Kendini Helen dünyasına göbekten bağlı görmeyenler HAYIR söylemine bu kadar anlam yüklenilmesine çoğu zaman Pirus zaferi olarak bakıyor. HAYIR demeyi ulusal olarak bir zafer olarak görenlerin büyük bölümü Yunan kimliğine kendini daha yakın hissediyor. Son zamanlardaki HAYIRlara değil, 1940 yılında söylenen HAYIR’a aktığımızda ve meselenin tarihselliğini hesaba kattığımızda bir gariplik ortaya çıkıyor.
Çoğunlukla OXI günü nereden çıkmıştı diye sormak aklımıza gelmiyor. Oysa birkaç dakika ayırıp ne olduğuna bakacak olsak, OXI gününün ikinci dünya savaşı sırasında (28 Ekim 1940 tarihinde) Benito Mussolini’ye ve daha genel anlamda faşizmin ülkenin kısmi işgaline karşı çıkışı temsil ettiğini söyleyebiliriz. Musollini’nin ültimatomuna “Hayır” diyen kişi ise demokratik olarak seçilmiş bir başbakan değil, bir askeri diktatördü. Bu yüzden OXI her koşulda iç çelişkileri ile dolu olan ancak faşizme karşı çıkışı temsil eder.
Kıbrıslı Rumlar için çelişki tam da bu noktada başlar. Faşizme karşı verilen bu tepkiye karşı en büyük desteği bugün verenler aşırı sağ ELAM partisi. Başka bir deyişle neo-faşistler ideolojik koşulları bir anlığına unutup ulusal bir bayramı sahiplenebiliyor. Bunu yaparken, kendi faşist pozisyonları değil milliyetçi ideolojiyi ön plana çıkarıyorlar. Sağ bir anlamda popülizmler arası geçişler yaparken ortaya garip bir durum çıkıyor.

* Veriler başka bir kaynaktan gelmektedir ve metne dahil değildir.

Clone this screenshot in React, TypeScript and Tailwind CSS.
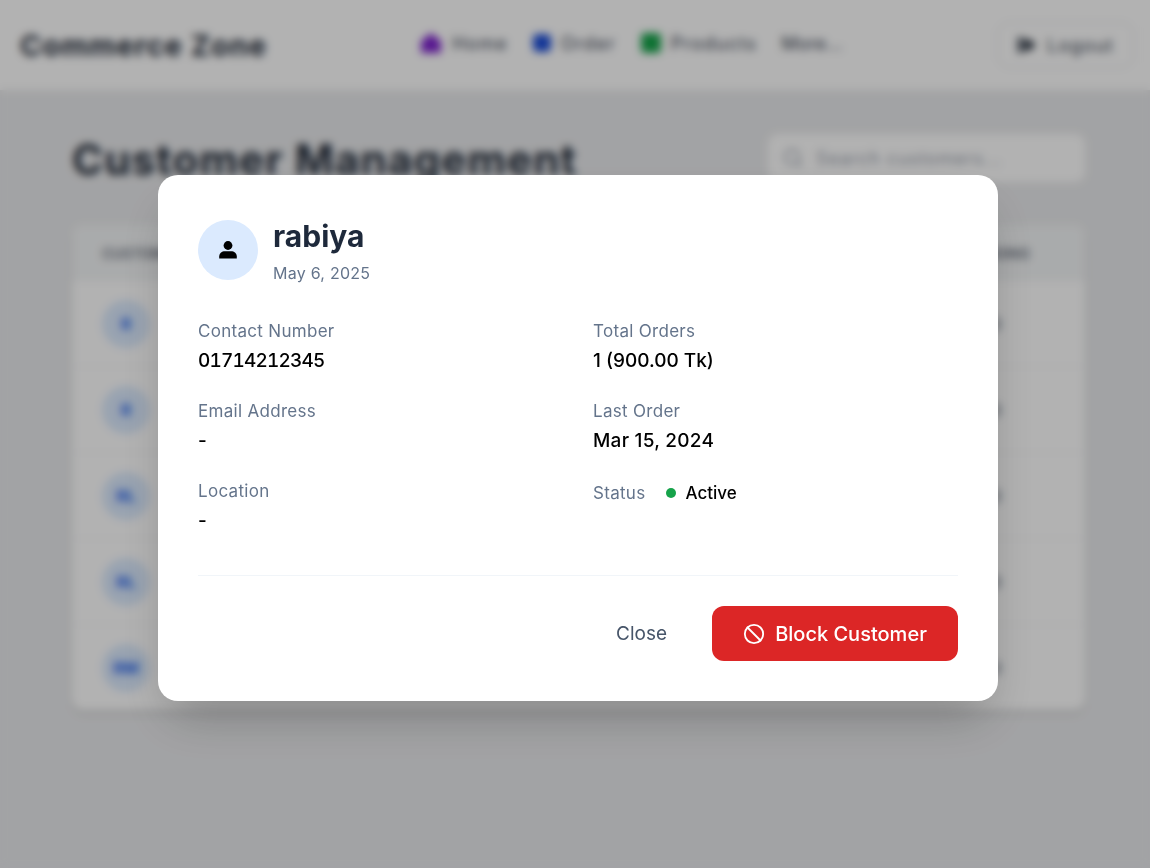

Bu gariplik hali biraz da yaşadığımız dönemin bir sonucu… Sadece sağda değil solda da bunu görebiliyoruz. Mesela, pozitif ayrımcılıktan bihaber Yunan Komünist Partisi daha geçen gün Federal bir Kıbrıs’a dönük tüm önerilerin temelde ayrımcı olduğunu söyleyerek böyle bir Kıbrıs çözümünü reddettiğine dair bir karar aldı… Buna dair daha çok şey söylenebilir ancak bunu bir sonraki yazının konusu olarak bırakalım.
Ulusçu refleksler kritik dönemlerde daha açık bir hal alır. Kıbrıs sürecindeki gelişmeler çoğaldıkça milli kimlik kurgusundan kaynaklanan bu tarz davranışları daha çok göreceğiz. Sürecin hem garip hem de ilginç olacağı açık …. Bir taraftan bu tür gariplikleri yorumlarken diğer taraftan dahil olup mücadele edeceğiz. Bu noktada Gazedda’nın geri dönüşü de yeni bir alan, önemli bir araç olacak.
Bundan sonra mücadeleyi ise dayanışarak sürdüreceğiz.